## Information shown
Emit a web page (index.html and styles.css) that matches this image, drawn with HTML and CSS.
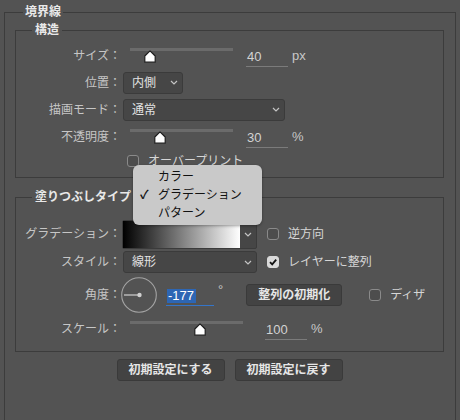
FILE: index.html
```html
<!DOCTYPE html>
<html lang="ja">
<head>
    <meta charset="UTF-8">
    <title>境界線</title>
    <link rel="stylesheet" href="styles.css">
</head>
<body>
<fieldset class="group outer">
    <legend>境界線</legend>

    <fieldset class="group">
        <legend>構造</legend>
        <div class="row">
            <span class="label">サイズ：</span>
            <div class="slider"><span class="thumb" style="left:20px"><svg width="12" height="13" viewBox="0 0 12 13"><path d="M6 0.8 L11.2 6 V12.2 H0.8 V6 Z" fill="#fff" stroke="#1e1e1e" stroke-width="1.2" stroke-linejoin="round"/></svg></span></div>
            <span class="num">40</span>
            <span class="unit">px</span>
        </div>
        <div class="row">
            <span class="label">位置：</span>
            <div class="select w-pos"><span>内側</span><svg width="8" height="5" viewBox="0 0 8 5"><path d="M1 1 L4 4 L7 1" fill="none" stroke="#c4c4c4" stroke-width="1.2"/></svg></div>
        </div>
        <div class="row">
            <span class="label">描画モード：</span>
            <div class="select w-mode"><span>通常</span><svg width="8" height="5" viewBox="0 0 8 5"><path d="M1 1 L4 4 L7 1" fill="none" stroke="#c4c4c4" stroke-width="1.2"/></svg></div>
        </div>
        <div class="row">
            <span class="label">不透明度：</span>
            <div class="slider"><span class="thumb" style="left:30px"><svg width="12" height="13" viewBox="0 0 12 13"><path d="M6 0.8 L11.2 6 V12.2 H0.8 V6 Z" fill="#fff" stroke="#1e1e1e" stroke-width="1.2" stroke-linejoin="round"/></svg></span></div>
            <span class="num">30</span>
            <span class="unit">%</span>
        </div>
        <div class="row short">
            <span class="label"></span>
            <span class="check indent"></span>
            <span class="check-label">オーバープリント</span>
        </div>
    </fieldset>

    <fieldset class="group fill">
        <legend>塗りつぶしタイプ</legend>
        <div class="row r-grad">
            <span class="label">グラデーション：</span>
            <div class="gradient">
                <div class="ramp"></div>
                <div class="arrow"><svg width="8" height="5" viewBox="0 0 8 5"><path d="M1 1 L4 4 L7 1" fill="none" stroke="#c4c4c4" stroke-width="1.2"/></svg></div>
            </div>
            <span class="check gap"></span>
            <span class="check-label">逆方向</span>
        </div>
        <div class="row r-style">
            <span class="label">スタイル：</span>
            <div class="select w-style"><span>線形</span><svg width="8" height="5" viewBox="0 0 8 5"><path d="M1 1 L4 4 L7 1" fill="none" stroke="#c4c4c4" stroke-width="1.2"/></svg></div>
            <span class="check on gap"><svg width="10" height="10" viewBox="0 0 10 10"><path d="M2 5.2 L4.2 7.4 L8.2 2.6" fill="none" stroke="#111" stroke-width="1.8"/></svg></span>
            <span class="check-label">レイヤーに整列</span>
        </div>
        <div class="row r-angle">
            <span class="label">角度：</span>
            <svg class="dial" width="36" height="36" viewBox="0 0 36 36">
                <circle cx="18" cy="18" r="17.3" fill="none" stroke="#a3a3a3" stroke-width="1.1"/>
                <line x1="3" y1="18" x2="18" y2="18" stroke="#d0d0d0" stroke-width="1.2"/>
                <circle cx="18.5" cy="18" r="2.2" fill="#d0d0d0"/>
            </svg>
            <span class="num angle"><span class="sel">-177</span></span>
            <span class="deg">°</span>
            <span class="btn b-reset">整列の初期化</span>
            <span class="check dither"></span>
            <span class="check-label">ディザ</span>
        </div>
        <div class="row r-scale">
            <span class="label">スケール：</span>
            <div class="slider wide"><span class="thumb" style="left:70px"><svg width="12" height="13" viewBox="0 0 12 13"><path d="M6 0.8 L11.2 6 V12.2 H0.8 V6 Z" fill="#fff" stroke="#1e1e1e" stroke-width="1.2" stroke-linejoin="round"/></svg></span></div>
            <span class="num far">100</span>
            <span class="unit">%</span>
        </div>
    </fieldset>

    <div class="buttons">
        <span class="btn b-wide">初期設定にする</span>
        <span class="btn b-wide">初期設定に戻す</span>
    </div>
</fieldset>

<div class="menu">
    <div class="item">カラー</div>
    <div class="item checked">グラデーション</div>
    <div class="item">パターン</div>
</div>
</body>
</html>
```

FILE: styles.css
```css
*{
    margin: 0;
    padding: 0;
    box-sizing: border-box;
}
body{
    width: 460px;
    height: 420px;
    overflow: hidden;
    position: relative;
    background: #535353;
    color: #c6c6c6;
    font-family: "Liberation Sans", "Noto Sans CJK JP", sans-serif;
    font-size: 12px;
    line-height: 14px;
}
.group{
    border: 1px solid #3c3c3c;
    min-width: 0;
}
.group legend{
    margin-left: 16px;
    padding: 0 3px;
    line-height: 14px;
    color: #e8e8e8;
    font-weight: bold;
}
/* outer frame runs on past the bottom of the window */
.outer{
    margin: 5px 4px 0;
    padding: 4px 11px 40px 10px;
    border-bottom: 0;
}
.outer > legend{
    margin-left: 8px;
    padding: 0 2px;
}
.group .group{
    padding: 5px 0 5px 0;
}
.group .fill{
    margin-top: 12px;
    padding: 15px 0 9px 0;
}

/* rows */
.row{
    display: flex;
    align-items: center;
    height: 27px;
}
.row.short{ height: 22px; }
.r-grad{ height: 30px; }
.r-style{ height: 26px; }
.r-angle{ height: 40px; }
.label{
    flex: none;
    width: 107px;
    padding-right: 2px;
    text-align: right;
    white-space: nowrap;
}

/* slider */
.slider{
    flex: none;
    position: relative;
    width: 103px;
    height: 16px;
    margin-left: 7px;
}
.slider.wide{ width: 113px; }
.slider::before{
    content: "";
    position: absolute;
    left: 0;
    right: 0;
    top: 0;
    height: 3px;
    background: #6b6b6b;
}
.thumb{
    position: absolute;
    top: 2px;
    width: 12px;
    height: 13px;
    margin-left: -6px;
}
.thumb svg{ display: block; }

/* number fields */
.num{
    flex: none;
    width: 42px;
    height: 19px;
    margin-left: 13px;
    margin-top: 4px;
    padding: 2px 0 0 1px;
    border-bottom: 1px solid #7b7b7b;
    color: #d2d2d2;
    font-size: 13px;
    line-height: 14px;
}
.num.far{ margin-left: 22px; }
.num.angle{
    width: 48px;
    margin-left: 9px;
    margin-top: 2px;
    border-bottom-color: #3475c9;
}
.sel{
    display: inline-block;
    padding: 0 2px 0 1px;
    background: #2d66b4;
    color: #fff;
}
.unit{
    margin-left: 4px;
    color: #c8c8c8;
    font-size: 13px;
}
.deg{
    align-self: flex-start;
    margin-top: 8px;
    margin-left: 4px;
    font-size: 13px;
    color: #c8c8c8;
}

/* selects */
.select{
    flex: none;
    display: flex;
    align-items: center;
    justify-content: space-between;
    height: 22px;
    padding: 0 4px 0 8px;
    background: #464646;
    border: 1px solid #3b3b3b;
    border-radius: 3px;
    color: #e2e2e2;
}
.select svg{ display: block; }
.w-pos{ width: 60px; }
.w-mode{ width: 162px; }
.w-style{ width: 134px; }

.gradient{
    flex: none;
    display: flex;
    width: 135px;
    height: 29px;
    margin-left: -1px;
    background: #464646;
    border: 1px solid #3b3b3b;
    border-radius: 2px;
}
.ramp{
    flex: 1;
    background: linear-gradient(to right, #000, #fff);
}
.arrow{
    width: 16px;
    display: flex;
    align-items: center;
    justify-content: center;
}

/* checkboxes */
.check{
    flex: none;
    display: flex;
    align-items: center;
    justify-content: center;
    width: 12px;
    height: 12px;
    border: 1px solid #8a8a8a;
    border-radius: 3px;
    background: #4d4d4d;
}
.check.on{
    background: #dadada;
    border-color: #dadada;
}
.check.indent{ margin-left: 4px; }
.check.gap{ margin-left: 10px; }
.check.dither{ margin-left: 27px; }
.check-label{
    margin-left: 9px;
    color: #d6d6d6;
    white-space: nowrap;
}

.dial{
    flex: none;
    margin-left: -2px;
    display: block;
}

/* buttons */
.btn{
    flex: none;
    display: flex;
    align-items: center;
    justify-content: center;
    height: 22px;
    background: #434343;
    border: 1px solid #3a3a3a;
    border-radius: 3px;
    color: #e6e6e6;
    font-weight: bold;
}
.b-reset{
    width: 96px;
    margin-left: 23px;
}
.b-wide{ width: 108px; }
.buttons{
    display: flex;
    justify-content: center;
    gap: 10px;
    margin-top: 7px;
}

/* popup menu */
.menu{
    position: absolute;
    left: 133px;
    top: 165px;
    width: 129px;
    height: 60px;
    padding-top: 3px;
    background: #c9c9c9;
    border-radius: 6px;
    box-shadow: 0 1px 3px rgba(0,0,0,0.35);
    z-index: 2;
}
.item{
    position: relative;
    height: 18px;
    line-height: 18px;
    padding-left: 25px;
    color: #111;
}
.item.checked::before{
    content: "✓";
    position: absolute;
    left: 7px;
    top: 0;
    font-weight: bold;
}
```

## Problem to work on
Using the listing above, list every line in which the string "index" occurs.

## Completed task
Emit a web page (index.html and styles.css) that matches this image, drawn with HTML and CSS.
FILE: index.html
    z-index: 2;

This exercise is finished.